I'm shocked, shocked that Fox Business would corrupt its business journalism judgment and bury the obvious lead in order to try to put a bad light on GE, the owner of their avowed enemy, CNBC. That's Ailes for you.

I called my good friend Neil Derrough, who is the former V.P. and general manager of WBBM-TV when Bill Kurtis was the highest-rated anchor in Chicago, of WCBS-TV when Jim Jensen was a top-rated anchor, was president of the CBS-owned television stations division, and President of highly rated KNSD-TV in San Diego. I mention these gigs because Neil is one of the most astute television executives I know and is a keen and knowledgeable critic of television news. He’s also fairly conservative and a sometimes (though not often) fan of Fox News on cable. I thought he'd give me an objective opinion of how CNBC did covering the bailout/rescue/recovery story of last week.

Neil said that he thought the CNBC's coverage was "insightful and evenhanded – much better than any other cable news network such as CNN, Fox, or MSNBC." He praised CNBC's production values, and we discussed how much we both liked the way CNBC did split screens during Paulson and Bernanke's testimony showing them testifying on one screen and the second-by-second effect it was having on the stock markets and the dollar versus other currencies.

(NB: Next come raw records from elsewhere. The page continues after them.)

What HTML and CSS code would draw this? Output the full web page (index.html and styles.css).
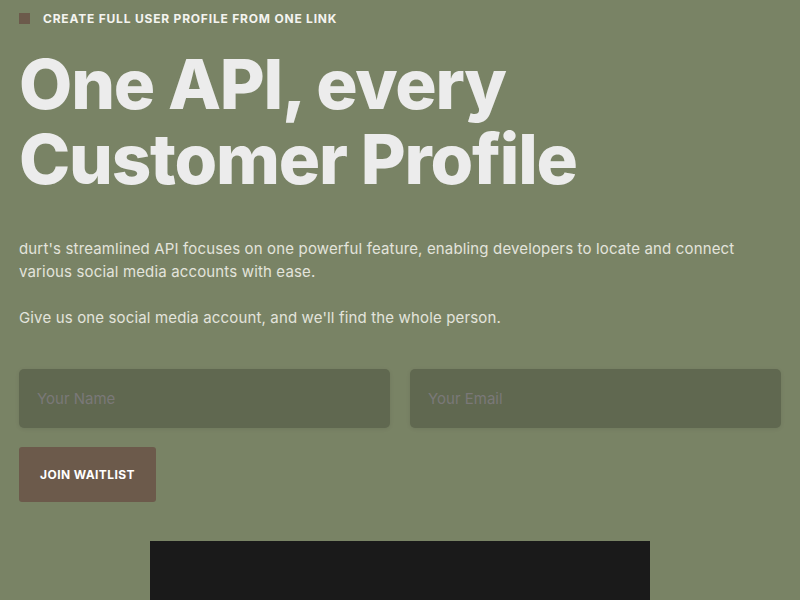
FILE: index.html
```html
<!DOCTYPE html>
<html lang="en">
  <head>
    <meta charset="UTF-8">
    <meta name="viewport" content="width=device-width, initial-scale=1.0">
    <title>durt - One API, every Customer Profile</title>
    <link rel="stylesheet" href="styles.css">
  </head>
  <body>
    <div class="hero">
      <div class="eyebrow">
        <span class="eyebrow-dot"></span>
        <span>Create full user profile from one link</span>
      </div>
      <h1 class="title">One API, every<br>Customer Profile</h1>
      <div class="intro">
        <p>durt's streamlined API focuses on one powerful feature, enabling developers to locate and connect various social media accounts with ease.</p>
        <p>Give us one social media account, and we'll find the whole person.</p>
      </div>
      <form class="waitlist">
        <div class="fields">
          <input type="text" placeholder="Your Name">
          <input type="email" placeholder="Your Email">
        </div>
        <button type="button" class="btn">Join waitlist</button>
      </form>
      <div class="demo"></div>
    </div>
  </body>
</html>
```

FILE: styles.css
```css
html,
body {
  margin: 0;
  background-color: #798365;
  font-family: "Inter", "Open Sans", sans-serif;
  color: #ececec;
}
.hero {
  padding: 11px 19px 0;
}
.eyebrow {
  display: flex;
  align-items: center;
  gap: 13px;
  font-size: 12px;
  font-weight: 700;
  letter-spacing: 0.8px;
  text-transform: uppercase;
  color: #f4f4f0;
}
.eyebrow-dot {
  width: 11px;
  height: 11px;
  background-color: #6c5a4b;
}
.title {
  margin: 21px 0 0;
  font-size: 69px;
  line-height: 75px;
  font-weight: 800;
  letter-spacing: -1.2px;
  color: #ececec;
}
.intro {
  margin-top: 40px;
  font-size: 15px;
  line-height: 23px;
  letter-spacing: 0.15px;
  color: #e3e4dc;
}
.intro p {
  margin: 0 0 23px;
}
.waitlist {
  margin-top: 40px;
}
.fields {
  display: flex;
  gap: 20px;
}
.fields input {
  flex: 1;
  height: 59px;
  box-sizing: border-box;
  padding: 0 18px;
  border: 0;
  border-radius: 5px;
  background-color: #606850;
  box-shadow: 0 1px 4px rgba(0, 0, 0, 0.08);
  font-family: inherit;
  font-size: 15px;
  color: #ececec;
  outline: none;
}
.fields input::placeholder {
  color: #7a7878;
}
.btn {
  margin-top: 19px;
  width: 137px;
  height: 55px;
  border: 0;
  border-radius: 3px;
  background-color: #6c5a4b;
  color: #ffffff;
  font-family: inherit;
  font-size: 12px;
  font-weight: 700;
  letter-spacing: 0.4px;
  text-transform: uppercase;
}
.demo {
  width: 500px;
  height: 300px;
  margin: 39px auto 0;
  background-color: #1a1a1a;
}
```
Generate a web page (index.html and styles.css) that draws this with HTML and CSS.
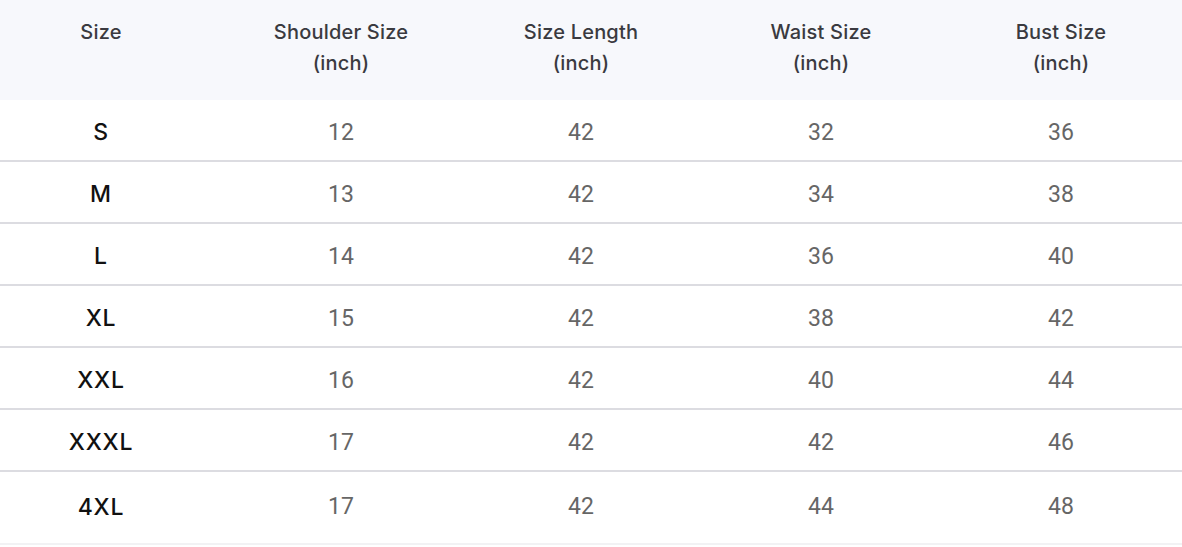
FILE: index.html
```html
<!DOCTYPE html>
<html>
<head>
<meta charset="utf-8">
<link rel="stylesheet" href="styles.css">
</head>
<body>
<div class="table">
  <div class="row head">
    <div class="cell first">Size</div>
    <div class="cell">Shoulder Size<br>(inch)</div>
    <div class="cell">Size Length<br>(inch)</div>
    <div class="cell">Waist Size<br>(inch)</div>
    <div class="cell">Bust Size<br>(inch)</div>
  </div>
  <div class="row"><div class="cell first">S</div><div class="cell">12</div><div class="cell">42</div><div class="cell">32</div><div class="cell">36</div></div>
  <div class="row"><div class="cell first">M</div><div class="cell">13</div><div class="cell">42</div><div class="cell">34</div><div class="cell">38</div></div>
  <div class="row"><div class="cell first">L</div><div class="cell">14</div><div class="cell">42</div><div class="cell">36</div><div class="cell">40</div></div>
  <div class="row"><div class="cell first">XL</div><div class="cell">15</div><div class="cell">42</div><div class="cell">38</div><div class="cell">42</div></div>
  <div class="row"><div class="cell first">XXL</div><div class="cell">16</div><div class="cell">42</div><div class="cell">40</div><div class="cell">44</div></div>
  <div class="row"><div class="cell first">XXXL</div><div class="cell">17</div><div class="cell">42</div><div class="cell">42</div><div class="cell">46</div></div>
  <div class="row last"><div class="cell first">4XL</div><div class="cell">17</div><div class="cell">42</div><div class="cell">44</div><div class="cell">48</div></div>
</div>
</body>
</html>
```
FILE: styles.css
```css
html, body {
  margin: 0;
  padding: 0;
  background: #ffffff;
}
.table {
  width: 1182px;
}
.row {
  display: grid;
  grid-template-columns: 221px repeat(4, 240px);
  height: 60px;
  border-bottom: 2px solid #dcdce1;
  align-items: center;
}
.row .cell {
  text-align: center;
  font-family: Roboto, "Liberation Sans", sans-serif;
  font-size: 23px;
  color: #666666;
  padding-top: 4px;
}
.row .cell.first {
  font-family: Inter, "Liberation Sans", sans-serif;
  font-weight: 500;
  font-size: 23px;
  letter-spacing: 0.8px;
  color: #111111;
  padding-right: 19px;
}
.row.head {
  height: 100px;
  border-bottom: none;
  background: #f7f8fc;
  align-items: start;
}
.row.head .cell {
  font-family: Inter, "Liberation Sans", sans-serif;
  font-weight: 500;
  font-size: 20px;
  line-height: 31px;
  letter-spacing: 0.2px;
  color: #3a3a40;
  padding-top: 17px;
}
.row.head .cell.first {
  font-size: 20px;
  letter-spacing: 0.2px;
  color: #3a3a40;
}
.row.last {
  height: 71px;
  border-bottom: 2px solid #f2f2f4;
  align-items: start;
}
.row.last .cell {
  padding-top: 21px;
}
```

I asked Neil if he liked the multi-guest screens – six of them at once some times – and he said, "yes, I like a cross-section of views, especially when the guests are as good as CNBC's are." Finally, Neil said that in the time of financial crisis that CNBC stepped up to the plate and provided an important and much needed public service in the best journalistic tradition.

The jazz great Jack Teagarden and the incomparable Louis Armstrong sang a duet in a song in which Armstrong sings, "I like what you like," and Teagarden responds with, "and that's what I like about you." Neil Derrough and I could sing the same duet. CNBC did a magnificent public service last week. Thanks, CNBC.